Dicks and Feinstein are preparing a $900 million emergency spending bill to cover firefighting costs and other pressing needs of the Forest Service. But the appropriations process has ground to a halt because of a dispute over offshore oil and gas drilling. Prospects for any funding measures passing this year are, for now, bleak.
Mark Rey unrolls the map that charts the 8,000 lightning strikes during late June storms in northern California. The lighting strikes started 2,000 fires, triggering what became the largest fire event in California history. Eventually 25,000 firefighters fought the blazes, which covered 1,500 square miles.
"We were doing pretty good until then," said Rey, the Agriculture Department's undersecretary for natural resources and the environment who oversees the Forest Service. "We usually see something like this in late August or September."
Since late June, the Forest Service has spent more than $75 million a week fighting fires. It has already spent $210 million more than it did at the same point last year.
Rey acknowledges the current system to pay for firefighting is far from perfect and has caused some disruption in other programs.
"It is what it is," Rey said in an interview. "Until someone comes up with a better system, this is what we have. This is what Congress gave us."
The Forest Services determines its budget for fighting fires based on a 10-year average of its firefighting costs. Unfortunately, it tends to lowball the costs at a time when there are more fires, bigger fires and more severe fires.
Through belt-tightening, the agency has been able to cut its costs by about $200 million in the past several years. But Rey said that has only slowed the increase in the fire budget.
Rey said one answer to the funding problem may be to reduce the amount of hazardous fuel, dried brush, dead trees and other woody debris in the forests. Since 2001, federal land agencies have cleaned 21 million acres, or an area larger than the state of Ohio.
The agencies are clearing between 4 million and 5 million additional acres a year, but 180 million acres remain untreated, including 80 million to 90 million acres in critical condition or locations.
"As we treat more acres, our firefighting costs go down," Rey said. "But we are only one-third of the way to where we need to be, and it will probably take a decade to finish."
Dicks and others agree that removing hazardous fuels is important. But they argue the Bush administration sought to cut the Forest Service's budget for hazardous fuels by $22 million.

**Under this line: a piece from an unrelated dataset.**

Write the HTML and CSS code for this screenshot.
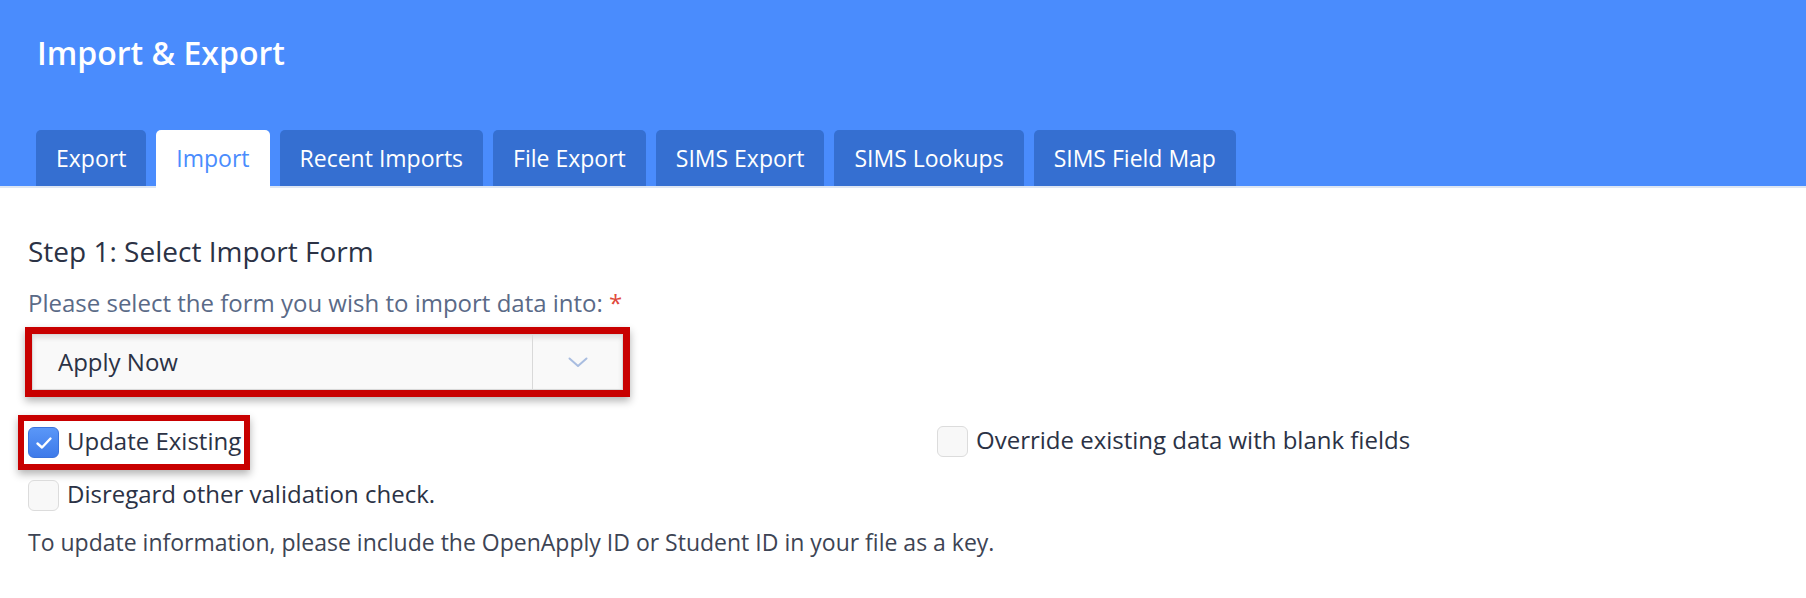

"Mark Rey is the smartest of a group of the most disingenuous people I have ever seen," said Dicks.
Feinstein said the emergency supplemental she's writing would include an additional $175 million for hazardous fuels reduction.
Both Dicks and Feinstein say the administration has a responsibility to request emergency funding for firefighting when it is needed and not just leave it up to Congress. They said President Bush had an opportunity to request additional funding when he visited the northern California fires last week.
"They try and make us look like big spenders," said Dicks. "They just don't care."
Rey responds that Congress is responsible for the funding mess.
"The difference is in January they ask you at a hearing, 'Why are you spending so much on fires?'" he said. "In July it's 'Why don't you spend more fighting fires in my district?'"
Rey and Dicks also disagree over the main cost of the Forest Service's increased fire costs.
The biggest "cost driver," according to Rey, has been new home construction in forested areas. Over the past 20 years, 8.4 million homes have been built in such areas, he said. Firefighters have had to change their tactics in battling many fires because of forced evacuations and threatened housing, Rey said.
Dicks said global climate change has added a month onto each end of the fire season and often makes the blazes more extreme.
"This administration won't admit climate change is a reality," he said.
No two fires are alike and the cost to fight them can vary greatly. A 10,000-acre fire in moderately difficult terrain could easily cost more than $1 million to fight.
From Inkom, Idaho, Judd said the major problem was that people in Washington, D.C., have never actually fought fires and instead engage in "bureaucratic shell games" to confuse the actual costs.
"At some point this is going to come to a head with serious consequences," Judd said. "They need to run the fire program like it was run years ago, they need to run it like a fire department."